- WHAT YOU ARE ASKED TO DO
Your task is to transcribe all of the data below exactly, omitting the images.

- DATA LINES
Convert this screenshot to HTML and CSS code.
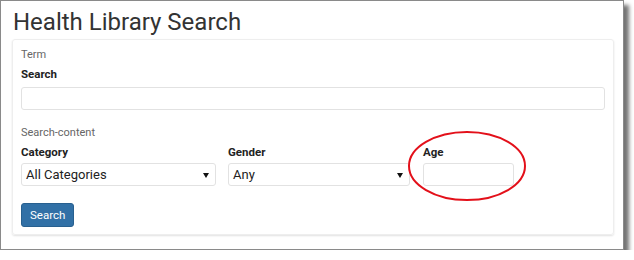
FILE: index.html
```html
<!DOCTYPE html>
<html lang="en">
<head>
    <meta charset="UTF-8">
    <title>Health Library Search</title>
    <link rel="stylesheet" href="styles.css">
</head>
<body>
    <div class="shot">
        <h1>Health Library Search</h1>

        <div class="panel">
            <div class="group-title">Term</div>
            <label class="field-label" for="term">Search</label>
            <input type="text" id="term" class="text-input">

            <div class="group-title second">Search-content</div>
            <div class="filters">
                <div class="col">
                    <label class="field-label">Category</label>
                    <div class="select-box">All Categories</div>
                </div>
                <div class="col">
                    <label class="field-label">Gender</label>
                    <div class="select-box">Any</div>
                </div>
                <div class="col">
                    <label class="field-label">Age</label>
                    <input type="text" class="text-input age">
                </div>
            </div>

            <button type="button" class="btn">Search</button>
        </div>

        <!-- red callout round the age field -->
        <svg class="callout" width="124" height="74" viewBox="0 0 124 74">
            <ellipse cx="62" cy="37" rx="58" ry="34"
                     fill="none" stroke="#e3101a" stroke-width="2"/>
        </svg>
    </div>
</body>
</html>
```

FILE: styles.css
```css
body {
    margin: 0;
    background-color: #fff;
    font-family: Roboto, "Liberation Sans", Arial, sans-serif;
    color: #333;
}
.shot {
    position: relative;
    width: 622px;
    height: 248px;
    border: 1px solid #8a8a8a;
    box-shadow: 5px 5px 4px rgba(0, 0, 0, 0.55);
    background-color: #fff;
}
h1 {
    margin: 0;
    padding: 6px 0 0 12px;
    height: 32px;
    font-size: 24px;
    font-weight: 400;
    line-height: 30px;
    color: #333;
}
.panel {
    margin: 0 0 0 11px;
    width: 584px;
    height: 177px;
    padding: 7px 8px 10px 8px;
    border: 1px solid #eee;
    border-radius: 3px;
    box-shadow: 0 1px 2px rgba(0, 0, 0, 0.12);
}
.group-title {
    font-size: 11px;
    line-height: 16px;
    color: #666;
}
.group-title.second {
    margin-top: 15px;
}
.field-label {
    display: block;
    margin-top: 3px;
    font-size: 11.5px;
    font-weight: 700;
    line-height: 16px;
    color: #222;
}
.text-input {
    display: block;
    box-sizing: border-box;
    width: 100%;
    height: 23px;
    margin-top: 5px;
    border: 1px solid #e2e2e2;
    border-radius: 3px;
    background-color: #fff;
}
.filters {
    display: grid;
    grid-template-columns: 195px 182px 92px;
    column-gap: 12px;
}
.filters .col:nth-child(3) {
    margin-left: 1px;
}
.select-box {
    position: relative;
    box-sizing: border-box;
    height: 23px;
    margin-top: 3px;
    padding: 0 0 0 4px;
    border: 1px solid #e2e2e2;
    border-radius: 3px;
    font-size: 13px;
    line-height: 21px;
    color: #222;
}
.select-box::after {
    content: "";
    position: absolute;
    right: 6px;
    top: 9px;
    border-left: 3px solid transparent;
    border-right: 3px solid transparent;
    border-top: 5px solid #111;
}
.col .age {
    margin-top: 3px;
}
.btn {
    display: block;
    margin-top: 17px;
    height: 24px;
    padding: 0 8px;
    border: 1px solid #28608f;
    border-radius: 3px;
    background-color: #3170a6;
    color: #fff;
    font-family: Roboto, "Liberation Sans", Arial, sans-serif;
    font-size: 11.5px;
}
.callout {
    position: absolute;
    left: 404px;
    top: 128px;
}
```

- SOLUTION
Convert this screenshot to HTML and CSS code.
FILE: index.html
```html
<!DOCTYPE html>
<html lang="en">
<head>
    <meta charset="UTF-8">
    <title>Health Library Search</title>
    <link rel="stylesheet" href="styles.css">
</head>
<body>
    <div class="shot">
        <h1>Health Library Search</h1>

        <div class="panel">
            <div class="group-title">Term</div>
            <label class="field-label" for="term">Search</label>
            <input type="text" id="term" class="text-input">

            <div class="group-title second">Search-content</div>
            <div class="filters">
                <div class="col">
                    <label class="field-label">Category</label>
                    <div class="select-box">All Categories</div>
                </div>
                <div class="col">
                    <label class="field-label">Gender</label>
                    <div class="select-box">Any</div>
                </div>
                <div class="col">
                    <label class="field-label">Age</label>
                    <input type="text" class="text-input age">
                </div>
            </div>

            <button type="button" class="btn">Search</button>
        </div>

        <!-- red callout round the age field -->
        <svg class="callout" width="124" height="74" viewBox="0 0 124 74">
            <ellipse cx="62" cy="37" rx="58" ry="34"
                     fill="none" stroke="#e3101a" stroke-width="2"/>
        </svg>
    </div>
</body>
</html>
```

FILE: styles.css
```css
body {
    margin: 0;
    background-color: #fff;
    font-family: Roboto, "Liberation Sans", Arial, sans-serif;
    color: #333;
}
.shot {
    position: relative;
    width: 622px;
    height: 248px;
    border: 1px solid #8a8a8a;
    box-shadow: 5px 5px 4px rgba(0, 0, 0, 0.55);
    background-color: #fff;
}
h1 {
    margin: 0;
    padding: 6px 0 0 12px;
    height: 32px;
    font-size: 24px;
    font-weight: 400;
    line-height: 30px;
    color: #333;
}
.panel {
    margin: 0 0 0 11px;
    width: 584px;
    height: 177px;
    padding: 7px 8px 10px 8px;
    border: 1px solid #eee;
    border-radius: 3px;
    box-shadow: 0 1px 2px rgba(0, 0, 0, 0.12);
}
.group-title {
    font-size: 11px;
    line-height: 16px;
    color: #666;
}
.group-title.second {
    margin-top: 15px;
}
.field-label {
    display: block;
    margin-top: 3px;
    font-size: 11.5px;
    font-weight: 700;
    line-height: 16px;
    color: #222;
}
.text-input {
    display: block;
    box-sizing: border-box;
    width: 100%;
    height: 23px;
    margin-top: 5px;
    border: 1px solid #e2e2e2;
    border-radius: 3px;
    background-color: #fff;
}
.filters {
    display: grid;
    grid-template-columns: 195px 182px 92px;
    column-gap: 12px;
}
.filters .col:nth-child(3) {
    margin-left: 1px;
}
.select-box {
    position: relative;
    box-sizing: border-box;
    height: 23px;
    margin-top: 3px;
    padding: 0 0 0 4px;
    border: 1px solid #e2e2e2;
    border-radius: 3px;
    font-size: 13px;
    line-height: 21px;
    color: #222;
}
.select-box::after {
    content: "";
    position: absolute;
    right: 6px;
    top: 9px;
    border-left: 3px solid transparent;
    border-right: 3px solid transparent;
    border-top: 5px solid #111;
}
.col .age {
    margin-top: 3px;
}
.btn {
    display: block;
    margin-top: 17px;
    height: 24px;
    padding: 0 8px;
    border: 1px solid #28608f;
    border-radius: 3px;
    background-color: #3170a6;
    color: #fff;
    font-family: Roboto, "Liberation Sans", Arial, sans-serif;
    font-size: 11.5px;
}
.callout {
    position: absolute;
    left: 404px;
    top: 128px;
}
```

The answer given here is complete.